You hear a lot of bitching, from certain quarters, about how few interesting roles there are for women over forty -- they have to play sexless moms, or dull school administrators, or menopausal police precinct captains, if they want to work. But maybe the actors who are doing all this bitching just need to broaden their horizons -- and by that, we mean express their willingness to play broads. Jean Smart and Joanna Cassidy both prove that if a female actor of a certain ripeness can come to terms with her inner cougar, she will have no shortage of either work or fun.

Cassidy's been a bit of a coug for as far back as we remember -- which isn't actually all that far, considering that one of her earliest gigs was on Shields And Yarnell. (Really.) But for a whole class of people who've seen Don't Tell Mom The Babysitter's Dead on TBS about eighty thousand times (and...may have also paid full price to see it in the theatre, what?), Cassidy made an indelible impression as Rose Lindsey, the uniform-manufacturing executive who doesn't realize until too late that she's spent the summer employing a teenager! Rose is pretty chill about the revelation, much as she is in general; sure, she has an unfortunate severe red bob and a tendency to overshare about her romantic life, but she's also thoughtful and generous and is a cool boss to Christina Applegate's Sue Ellen. Rose teaches Sue Ellen how to take on responsibility in a job and exhibit a good work ethic, and Sue Ellen teaches Rose to design uniforms for fast-food counter help in day-glo gold and turquoise, which actually wasn't such a bad idea back in 1991. Couldn't Sue Ellen have hooked Rose up with one of her brother's burnout friends? Rose probably would have really enjoyed that!

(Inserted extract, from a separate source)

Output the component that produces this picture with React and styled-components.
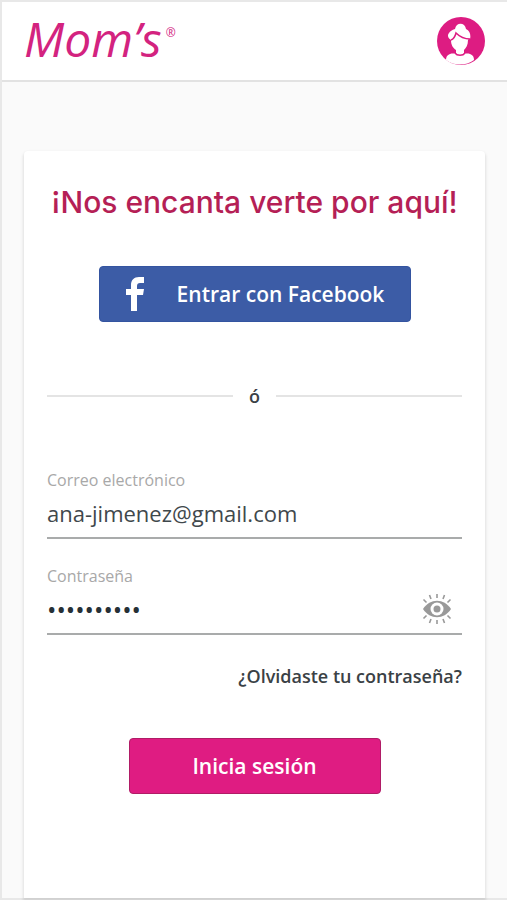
import React, { useState } from "react";
import styled, { createGlobalStyle } from "styled-components";

const GlobalStyle = createGlobalStyle`
  * {
    box-sizing: border-box;
  }
  body {
    margin: 0;
    background: #fafafa;
    font-family: "Open Sans", sans-serif;
    color: #3a4145;
  }
`;

//layout
const Page = styled.div`
  display: flex;
  flex-direction: column;
  min-height: 100vh;
  border: 2px solid #e8e8e8;
  border-right: none;
`;

const Header = styled.header`
  display: flex;
  justify-content: space-between;
  align-items: center;
  height: 80px;
  padding: 0 22px;
  background: #fff;
  border-bottom: 2px solid #e2e2e2;
`;

const Main = styled.main`
  display: flex;
  flex: 1;
  padding: 69px 22px 0;
`;

const Card = styled.section`
  flex: 1;
  min-width: 0;
  padding: 31px 23px;
  background: #fff;
  border-radius: 4px 4px 0 0;
  box-shadow: 0 2px 3px 1px rgba(0, 0, 0, 0.1);
`;

//header
const Logo = styled.a`
  display: flex;
  align-items: flex-start;
  padding-bottom: 4px;
  font-family: "Open Sans", sans-serif;
  font-size: 48px;
  line-height: 48px;
  font-style: italic;
  color: #d3237f;
  text-decoration: none;
`;

const Registered = styled.span`
  margin-left: 4px;
  font-size: 12px;
  line-height: 36px;
  font-style: normal;
`;

const ProfileButton = styled.button`
  display: flex;
  padding: 0;
  border: none;
  background: none;
  cursor: pointer;
`;

//form
const Title = styled.h1`
  margin: 0;
  font-family: Inter, sans-serif;
  font-size: 30px;
  line-height: 40px;
  font-weight: 500;
  font-feature-settings: "case";
  text-align: center;
  color: #b51f56;
`;

const Form = styled.form`
  display: flex;
  flex-direction: column;
`;

const Button = styled.button`
  display: flex;
  justify-content: center;
  align-items: center;
  gap: 32px;
  align-self: center;
  width: ${(props) => (props.$wide ? "312px" : "252px")};
  max-width: 100%;
  height: 56px;
  margin-top: ${(props) => (props.$wide ? "44px" : "46px")};
  padding: 0;
  border: 1px solid ${(props) => props.$border};
  border-radius: 4px;
  background: ${(props) => props.$color};
  color: #fff;
  font-family: "Open Sans", sans-serif;
  font-size: 21px;
  line-height: 32px;
  font-weight: 600;
  cursor: pointer;
`;

const Divider = styled.div`
  display: flex;
  align-items: center;
  gap: 16px;
  margin: 58px 0 56px;
  font-size: 18px;
  line-height: 32px;
  font-weight: 600;

  &::before,
  &::after {
    content: "";
    flex: 1;
    height: 2px;
    background: #e4e4e4;
  }
`;

const Field = styled.div`
  display: flex;
  flex-direction: column;
  margin-bottom: 25px;
  border-bottom: 2px solid #a9abab;
`;

const Label = styled.label`
  font-size: 16px;
  line-height: 24px;
  color: #a8a8a8;
`;

const InputRow = styled.div`
  display: flex;
  align-items: center;
  height: 45px;
  padding-bottom: 4px;
`;

const Input = styled.input`
  flex: 1;
  min-width: 0;
  padding: 0;
  border: none;
  outline: none;
  background: none;
  font-family: "Open Sans", sans-serif;
  font-size: 22px;
  line-height: 32px;
  color: #3f484c;

  &[type="password"] {
    font-size: 25px;
    color: #263036;
  }
`;

const EyeButton = styled(ProfileButton)`
  margin-right: 10px;
`;

const ForgotLink = styled.a`
  align-self: flex-end;
  font-size: 18px;
  line-height: 32px;
  font-weight: 600;
  color: #3a4145;
  text-decoration: none;
`;

const AvatarIcon = () => (
  <svg width="48" height="48" viewBox="0 0 48 48" aria-hidden="true">
    <circle cx="24" cy="24" r="24" fill="#dd1c82" />
    <path
      d="M18 12c1-7 10-7 11 0 4 2 5 6 4 10-1 0-2 0-2 1 0 5-2 8-4 10v3c2 1 4 0 6 1 3 1 4 3 4 6-8 6-20 6-28 0 0-3 1-5 4-6 2-1 4 0 6-1v-3c-3-2-5-5-5-10-3-2-4-5-2-7 1-2 3-3 6-4z"
      fill="#fff"
    />
    <path
      d="M14 23c3-1 4-3 5-7 4 4 8 6 14 6"
      fill="none"
      stroke="#dd1c82"
      strokeWidth="1.500"
    />
    <path
      d="M18 36c2 3 8 3 10 0"
      fill="none"
      stroke="#dd1c82"
      strokeWidth="1.500"
    />
  </svg>
);

const FacebookIcon = () => (
  <svg width="20" height="34" viewBox="0 0 20 34" aria-hidden="true">
    <path
      d="M6 34V18H1v-6h5V8c0-5 3-8 8-8h5v6h-4c-2 0-3 1-3 3v3h7l-1 6h-6v16z"
      fill="#fff"
    />
  </svg>
);

const EyeIcon = () => (
  <svg width="30" height="32" viewBox="0 0 30 32" aria-hidden="true">
    <path
      d="M1 16C8 5 22 5 29 16 22 27 8 27 1 16z"
      fill="#999"
    />
    <circle cx="15" cy="16" r="6.5" fill="#fff" />
    <circle cx="15" cy="16" r="3.5" fill="#999" />
    <path
      d="M15 1v4M7.500 2l1.500 4M22.500 2L21 6M1.500 6.500l3 3M28.500 6.500l-3 3M15 31v-4M7.500 30L9 26M22.500 30L21 26M1.500 25.500l3-3M28.500 25.500l-3-3"
      stroke="#999"
      strokeWidth="1.600"
    />
  </svg>
);

const App = () => {
  //state
  let [email, setEmail] = useState("ana-jimenez@gmail.com");
  let [password, setPassword] = useState("anajimenez");
  let [passwordshow, setPasswordshow] = useState(false);

  return (
    <Page>
      <GlobalStyle />
      <Header>
        <Logo href="#">
          Mom’s<Registered>®</Registered>
        </Logo>
        <ProfileButton type="button" aria-label="Perfil">
          <AvatarIcon />
        </ProfileButton>
      </Header>
      <Main>
        <Card>
          <Title>¡Nos encanta verte por aquí!</Title>
          <Form onSubmit={(e) => e.preventDefault()}>
            <Button type="button" $wide $color="#3c5ca6" $border="#3454a0">
              <FacebookIcon />
              Entrar con Facebook
            </Button>
            <Divider>ó</Divider>
            <Field>
              <Label htmlFor="email">Correo electrónico</Label>
              <InputRow>
                <Input
                  id="email"
                  type="email"
                  value={email}
                  onChange={(e) => setEmail(e.target.value)}
                />
              </InputRow>
            </Field>
            <Field>
              <Label htmlFor="password">Contraseña</Label>
              <InputRow>
                <Input
                  id="password"
                  type={passwordshow ? "text" : "password"}
                  value={password}
                  onChange={(e) => setPassword(e.target.value)}
                />
                <EyeButton
                  type="button"
                  aria-label="Mostrar contraseña"
                  onClick={() => setPasswordshow(!passwordshow)}
                >
                  <EyeIcon />
                </EyeButton>
              </InputRow>
            </Field>
            <ForgotLink href="#">¿Olvidaste tu contraseña?</ForgotLink>
            <Button type="submit" $color="#df1c82" $border="#b01c66">
              Inicia sesión
            </Button>
          </Form>
        </Card>
      </Main>
    </Page>
  );
};

export default App;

If not as Rose, you probably know Cassidy best as Margaret Chenowith, Brenda's selfish jerk of a mother on Six Feet Under. Clearly set up to stoke our sympathy for Rachel Griffiths's Brenda -- what hope did Brenda have of turning out normal if this nightmare was her model for womanhood, and so forth -- Margaret was a little bit awesome. Yeah, she made some bad choices, and we're glad she's not our mother, but she always seemed to be having fun, her boisterous guffaw a relief in contrast to Brenda's intractable dourness. Margaret had a rewarding career and a sufficiently happy marriage to Robert Foxworth's Bern that she wed him twice, and after he died, she decided to coug it up with a sexually ambiguous French art teacher. We should all be so joyfully retired.

Cassidy has well over a hundred credits to her name -- on the big screen, in films as disparate as Blade Runner and Who Framed Roger Rabbit? and Dangerous Beauty; on the small, guesting on TV shows that run the gamut from Melrose Place to Falcon Crest to The District, where she crossed paths with...

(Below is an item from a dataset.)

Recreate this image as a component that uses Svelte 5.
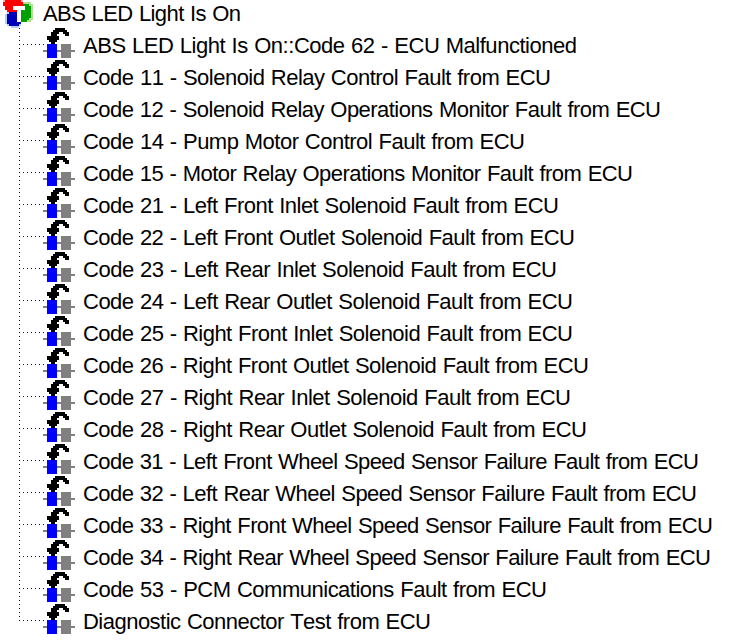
<script lang="ts">
  const root = { name: "ABS LED Light Is On", width: 198 }
  const items = [
    { name: "ABS LED Light Is On::Code 62 - ECU Malfunctioned", width: 494 },
    { name: "Code 11 - Solenoid Relay Control Fault from ECU", width: 468 },
    { name: "Code 12 - Solenoid Relay Operations Monitor Fault from ECU", width: 578 },
    { name: "Code 14 - Pump Motor Control Fault from ECU", width: 442 },
    { name: "Code 15 - Motor Relay Operations Monitor Fault from ECU", width: 550 },
    { name: "Code 21 - Left Front Inlet Solenoid Fault from ECU", width: 476 },
    { name: "Code 22 - Left Front Outlet Solenoid Fault from ECU", width: 492 },
    { name: "Code 23 - Left Rear Inlet Solenoid Fault from ECU", width: 474 },
    { name: "Code 24 - Left Rear Outlet Solenoid Fault from ECU", width: 490 },
    { name: "Code 25 - Right Front Inlet Solenoid Fault from ECU", width: 490 },
    { name: "Code 26 - Right Front Outlet Solenoid Fault from ECU", width: 506 },
    { name: "Code 27 - Right Rear Inlet Solenoid Fault from ECU", width: 488 },
    { name: "Code 28 - Right Rear Outlet Solenoid Fault from ECU", width: 504 },
    { name: "Code 31 - Left Front Wheel Speed Sensor Failure Fault from ECU", width: 616 },
    { name: "Code 32 - Left Rear Wheel Speed Sensor Failure Fault from ECU", width: 614 },
    { name: "Code 33 - Right Front Wheel Speed Sensor Failure Fault from ECU", width: 630 },
    { name: "Code 34 - Right Rear Wheel Speed Sensor Failure Fault from ECU", width: 628 },
    { name: "Code 53 - PCM Communications Fault from ECU", width: 464 },
    { name: "Diagnostic Connector Test from ECU", width: 348 },
  ]
</script>

{#snippet label(item)}
  <svg class="label" width={item.width} height="32">
    <text x="0" y="25" textLength={item.width}>{item.name}</text>
  </svg>
{/snippet}

<div class="tree">
  <div class="root">
    <svg class="logo" width="32" height="28" viewBox="0 0 32 28" shape-rendering="crispEdges">
      <path fill="#b0e098" d="M18 2h10v2h2v16h-2v2H18z" />
      <path fill="#00a000" d="M18 4h8v2h2v12h-2v2h-2v2h-6z" />
      <path fill="#b0d0f0" d="M4 12h14v14h-2v2H8v-2H4v-2H2V14h2z" />
      <path fill="#0000b8" d="M6 12h10v2h2v10h-2v2H6v-2H4V14h2z" />
      <path fill="#f8b0a0" d="M0 0h20v2H0z" />
      <path fill="#ff0000" d="M2 0h16v2h2v4h-2v6H4v-2H2V6H0V2h2z" />
      <path fill="#fff" d="M10 6h12v4h-4v12h-4V10h-4z" />
    </svg>
    {@render label(root)}
  </div>
  <ul>
    {#each items as item, i}
      <li>
        <svg class="lines" width="28" height="32" shape-rendering="crispEdges">
          <path stroke="#0000a0" stroke-dasharray="1 3" d="M.5 0V{i < items.length - 1 ? 32 : 17}" />
          <path stroke="#0000a0" stroke-dasharray="1 3" d="M4 16.5H28" />
        </svg>
        <svg class="icon" width="32" height="32" viewBox="0 0 32 32" shape-rendering="crispEdges">
          <path fill="#808080" d="M0 22h32v2H0zM18 16h10v14H18z" />
          <path fill="#0000ff" d="M4 16h10v14H4z" />
          <path d="M12 0h10v2h2v2h2v4h-4V6h-2V4h-4v2h-2v2h2v4h-2v2h-2v2H8v-2H6v-2H4V8h4V4h2V2h2z" />
        </svg>
        {@render label(item)}
      </li>
    {/each}
  </ul>
</div>

<style>
  :global(body) {
    background: #fff;
  }

  .tree {
    height: 642px;
    overflow: hidden;
    color: #000;
    font: 22px "Liberation Sans", Arial, sans-serif;
    font-kerning: none;
    word-spacing: 0.8px;
    white-space: nowrap;
  }

  .root {
    display: flex;
    height: 28px;
    padding-left: 3px;
  }

  .root .label {
    margin-top: -4px;
  }

  ul {
    list-style: none;
    margin: 0;
    padding: 0 0 0 19px;
  }

  li {
    display: flex;
    height: 32px;
  }

  svg {
    flex: none;
  }

  .lines {
    margin-right: -4px;
  }

  .label {
    margin-left: 8px;
    overflow: visible;
  }
</style>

Oh hell yes. Both Cassidy and her rival here, Jean Smart, even appeared in the same episode of The District, although it appears as though Cassidy (one year younger than District star Craig T. Nelson) played his platonic friend, and Smart (fifteen years his junior) played his love interest. Obviously.

Smart has more in common with Cassidy than a shared episode of a third-tier, long-cancelled CBS police procedural; she's also a TV veteran, having appeared in the original cast of Designing Women (wisely bailing before Jan Hooks and Julia Duffy were parachuted in). She played Aileen Wuornos more than a decade before Charlize Theron got around to it, joined the parade of Frasier love interests on the eponymous show -- a sorority that includes Oscar nominees Laura Linney and Patricia Clarkson -- and was so memorable as the somewhat negligent mother of a latchkey kid on The Facts Of Life that just seeing the episode title ("Next Door") on her IMDb credits brought it back with complete clarity, even though we surely haven't seen it in twenty years, at least. And her sexy southern purr makes her a great choice as a disembodied voice, which is probably how she got cast as the narrator on Baby Talk (remember?), and as Dr. Possible, Kim's mom, on the popular Disney cartoon Kim Possible.

What of Smart's coug cred, you may ask? Shame on you for forgetting her delightfully inappropriate role in Garden State. As Carol, the blowsy mother to Peter Sarsgaard's Mark, she got up late and condoned pot smoking and slept with one of Mark's peers -- and not just that, not just a kid her kid's age, but one who had a job that required him to wear a suit of armor. Carol was equal parts horrifying and bad-ass: classic cougar.

Which cougar deserves to vanquish the other and claim the highest, flattest rock on which to preen and sharpen her claws? Really, it's no contest. Cassidy may be the veteran in this matchup, with twice as many credits to her name as Smart has been able to amass. However, Smart is the most bracing and fun thing about the current season of 24, as First Lady Martha Logan. And Cassidy is in theatres this week in Larry The Cable Guy: Health Inspector. Hey, at least it's not Larry The Cable Guy: Mammographer.